Reputation: 354
I have a regex in PHP to match some text like this:
24th Meeting - The quick brown fox [10 January 2012 to 26 September 2012]
The pattern I've come up with looks like this:
$pattern = "/(([0-9]{1,2})(st|nd|rd|th)\sMeeting\s-\s)?(.*)(\[([0-9]{1,2}\s(January|February|March|April|May|June|July|August|September|November|December)\s[0-9]{4})\sto\s([0-9]{1,2}\s(January|February|March|April|May|June|July|August|September|November|December)\s[0-9]{4})\])$/"
This seems to work fine.
However, I would like the date portion at the end to be optional. BUT, when I add a ? after the dates grouping, preg_match no longer pulls out the dates if they are in the string. I suspect that the .* is taking over, but I can't seem to get it
Upvotes: 0
Views: 78
Reputation: 4906
This little changes will do it (bold)
/(([0-9]{1,2})(st|nd|rd|th)\sMeeting\s-\s)?
(.*?)
(\[([0-9]{1,2}\s(January|February|March|April|May|June|July|August|September|November|December)\s[0-9]{4})\sto\s([0-9]{1,2}\s(January|February|March|April|May|June|July|August|September|November|December)\s[0-9]{4})\]
|$
)$/
first the freetext expression is extended by a ?

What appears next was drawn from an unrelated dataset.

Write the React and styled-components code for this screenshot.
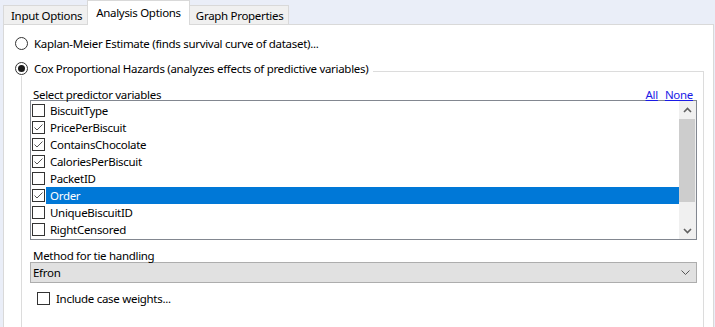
import React from "react"
import styled, { createGlobalStyle } from "styled-components"

const GlobalStyle = createGlobalStyle`
  html, body {
    margin: 0;
    padding: 0;
  }
  body {
    font-family: "Noto Sans", "Segoe UI", sans-serif;
    font-size: 11.5px;
    letter-spacing: -0.3px;
    color: #000;
    background: #eaeef8;
  }
  * {
    box-sizing: border-box;
  }
`

const variables = [
  { name: "BiscuitType", checked: false },
  { name: "PricePerBiscuit", checked: true },
  { name: "ContainsChocolate", checked: true },
  { name: "CaloriesPerBiscuit", checked: true },
  { name: "PacketID", checked: false },
  { name: "Order", checked: true, selected: true },
  { name: "UniqueBiscuitID", checked: false },
  { name: "RightCensored", checked: false },
]

const Check = ({ checked }) => (
  <CheckBox>
    {checked && (
      <svg width="11" height="11" viewBox="0 0 11 11">
        <path d="M1.5 5.5 L4 8 L9.5 2.5" fill="none" stroke="#555" strokeWidth="1" />
      </svg>
    )}
  </CheckBox>
)

const Chevron = ({ up }) => (
  <svg width="9" height="6" viewBox="0 0 9 6">
    <path
      d={up ? "M1 5 L4.5 1.5 L8 5" : "M1 1 L4.5 4.5 L8 1"}
      fill="none"
      stroke="#606060"
      strokeWidth="1.6"
    />
  </svg>
)

const App = () => {
  return (
    <Window>
      <GlobalStyle />
      <TabStrip>
        <Tab>Input Options</Tab>
        <Tab $active>Analysis Options</Tab>
        <Tab>Graph Properties</Tab>
      </TabStrip>
      <Panel>
        <RadioRow>
          <Radio />
          <span>Kaplan-Meier Estimate (finds survival curve of dataset)...</span>
        </RadioRow>
        <GroupHeader>
          <Radio $on />
          <span>Cox Proportional Hazards (analyzes effects of predictive variables)</span>
          <Rule />
        </GroupHeader>
        <GroupBody>
          <ListCaption>
            <span>Select predictor variables</span>
            <Links>
              <a>All</a>
              <a>None</a>
            </Links>
          </ListCaption>
          <ListBox>
            <Items>
              {variables.map((v) => (
                <Item key={v.name}>
                  <Check checked={v.checked} />
                  <ItemLabel $selected={v.selected}>{v.name}</ItemLabel>
                </Item>
              ))}
            </Items>
            <ScrollBar>
              <ScrollButton>
                <Chevron up />
              </ScrollButton>
              <Thumb />
              <Track />
              <ScrollButton>
                <Chevron />
              </ScrollButton>
            </ScrollBar>
          </ListBox>
          <FieldLabel>Method for tie handling</FieldLabel>
          <Select>
            <span>Efron</span>
            <svg width="9" height="5" viewBox="0 0 9 5">
              <path d="M0.5 0.5 L4.5 4.5 L8.5 0.5" fill="none" stroke="#555" strokeWidth="1" />
            </svg>
          </Select>
          <OptionRow>
            <Check />
            <span>Include case weights...</span>
          </OptionRow>
        </GroupBody>
      </Panel>
    </Window>
  )
}

const Window = styled.div`
  width: 715px;
  height: 327px;
  overflow: hidden;
  display: flex;
  flex-direction: column;
  background: #eaeef8;
`

const TabStrip = styled.div`
  display: flex;
  align-items: flex-end;
  height: 26px;
  padding-left: 3px;
  position: relative;
  z-index: 1;
`

const Tab = styled.div`
  height: ${(p) => (p.$active ? "25px" : "19px")};
  margin-bottom: ${(p) => (p.$active ? "-1px" : "0")};
  margin-left: -1px;
  padding: ${(p) => (p.$active ? "0 8px" : "0 5px 0 6px")};
  line-height: ${(p) => (p.$active ? "24px" : "19px")};
  background: ${(p) => (p.$active ? "#fff" : "#f0f0f0")};
  border: 1px solid #d9d9d9;
  border-bottom: none;
  white-space: nowrap;
  &:first-child {
    margin-left: 0;
    padding-left: 7px;
  }
`

const Panel = styled.div`
  flex: 1;
  background: #fff;
  border: 1px solid #d9d9d9;
  border-bottom: none;
  margin: 0 1px 0 3px;
  padding: 10px 9px 0 11px;
`

const RadioRow = styled.div`
  display: flex;
  align-items: center;
  gap: 6px;
  height: 16px;
  white-space: nowrap;
`

const Radio = styled.span`
  width: 13px;
  height: 13px;
  flex: none;
  border: 1px solid #333;
  border-radius: 50%;
  background: #fff;
  display: grid;
  place-items: center;
  &::after {
    content: "";
    width: 7px;
    height: 7px;
    border-radius: 50%;
    background: ${(p) => (p.$on ? "#1a1a1a" : "transparent")};
  }
`

const GroupHeader = styled(RadioRow)`
  margin-top: 9px;
`

const Rule = styled.div`
  flex: 1;
  align-self: flex-end;
  height: 5px;
  margin-left: -1px;
  border-top: 1px solid #dcdcdc;
  border-right: 1px solid #dcdcdc;
`

const GroupBody = styled.div`
  margin-left: 6px;
  height: 260px;
  border-left: 1px solid #dcdcdc;
  border-right: 1px solid #dcdcdc;
  padding: 0 6px 0 8px;
`

const ListCaption = styled.div`
  display: flex;
  justify-content: space-between;
  align-items: flex-end;
  height: 24px;
  padding: 0 4px 0 3px;
  line-height: 11px;
`

const Links = styled.div`
  display: flex;
  gap: 7px;
  a {
    color: #1a1ae6;
    text-decoration: underline;
    cursor: pointer;
  }
`

const ListBox = styled.div`
  display: flex;
  height: 140px;
  border: 1px solid #828790;
`

const Items = styled.div`
  flex: 1;
  padding: 1px 0;
`

const Item = styled.div`
  display: flex;
  align-items: center;
  height: 17px;
  padding-left: 1px;
`

const CheckBox = styled.span`
  width: 13px;
  height: 13px;
  flex: none;
  border: 1px solid #333;
  background: #fff;
  display: grid;
  place-items: center;
`

const ItemLabel = styled.span`
  flex: 1;
  height: 17px;
  line-height: 17px;
  margin-left: 1px;
  padding-left: 4px;
  background: ${(p) => (p.$selected ? "#0078d7" : "transparent")};
  color: ${(p) => (p.$selected ? "#fff" : "#000")};
`

const ScrollBar = styled.div`
  width: 17px;
  display: flex;
  flex-direction: column;
  background: #f0f0f0;
`

const ScrollButton = styled.div`
  height: 17px;
  display: grid;
  place-items: center;
`

const Thumb = styled.div`
  height: 83px;
  margin: 1px 1px 0 0;
  background: #cdcdcd;
`

const Track = styled.div`
  flex: 1;
`

const FieldLabel = styled.div`
  margin-top: 10px;
  padding-left: 3px;
  line-height: 12px;
`

const Select = styled.div`
  display: flex;
  justify-content: space-between;
  align-items: center;
  height: 21px;
  padding: 0 6px 0 2px;
  background: #e1e1e1;
  border: 1px solid #adadad;
`

const OptionRow = styled.div`
  display: flex;
  align-items: center;
  gap: 6px;
  margin-top: 8px;
  padding-left: 7px;
`

export default App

to make it ungreedy (see the other posts)
than |$
is appended to the date part to tell it to be exactly the date or the end of the string.
Here's your total regex
/(([0-9]{1,2})(st|nd|rd|th)\sMeeting\s-\s)?(.*?)(\[([0-9]{1,2}\s(January|February|March|April|May|June|July|August|September|November|December)\s[0-9]{4})\sto\s([0-9]{1,2}\s(January|February|March|April|May|June|July|August|September|November|December)\s[0-9]{4})\]|$)$/
Upvotes: 0
Reputation: 2621
Just as you presumed, the .*
(greedy quantifier) eats up too much information. This can be solved either by making it lazy or replacing it with something else such as [^[]*
. However, replacing it with the latter suggestion will disallow any use of the literal [
in the string.
What you should also do, besides fixing this issue, is learn to use non-capturing groups for the parts you don't need saved. This will speed up your regexes and save some memory.
Here's my solution to your problem. Not much changed, but I'm sure you can spot the differences.
/(([0-9]{1,2})(st|nd|rd|th)\sMeeting\s-\s)?(.*)(\[([0-9]{1,2}\s(January|February|March|April|May|June|July|August|September|November|December)\s[0-9]{4})\sto\s([0-9]{1,2}\s(January|February|March|April|May|June|July|August|September|November|December)\s[0-9]{4})\])?$/
You can view a demo and an explanation to the regular expression here: http://regex101.com/r/vZ1nH6
The website uses PHP so it's accurate to your problem. If you are interested in learning more I suggest you read up on regular expressions over at www.regular-expressions.info and have a look at the quiz over at http://www.regex101.com/quiz/
Upvotes: 0
Reputation: 3225
(.*) --> (.*?)
Read more about lazy quantifiers here:
http://www.regular-expressions.info/repeat.html
Upvotes: 1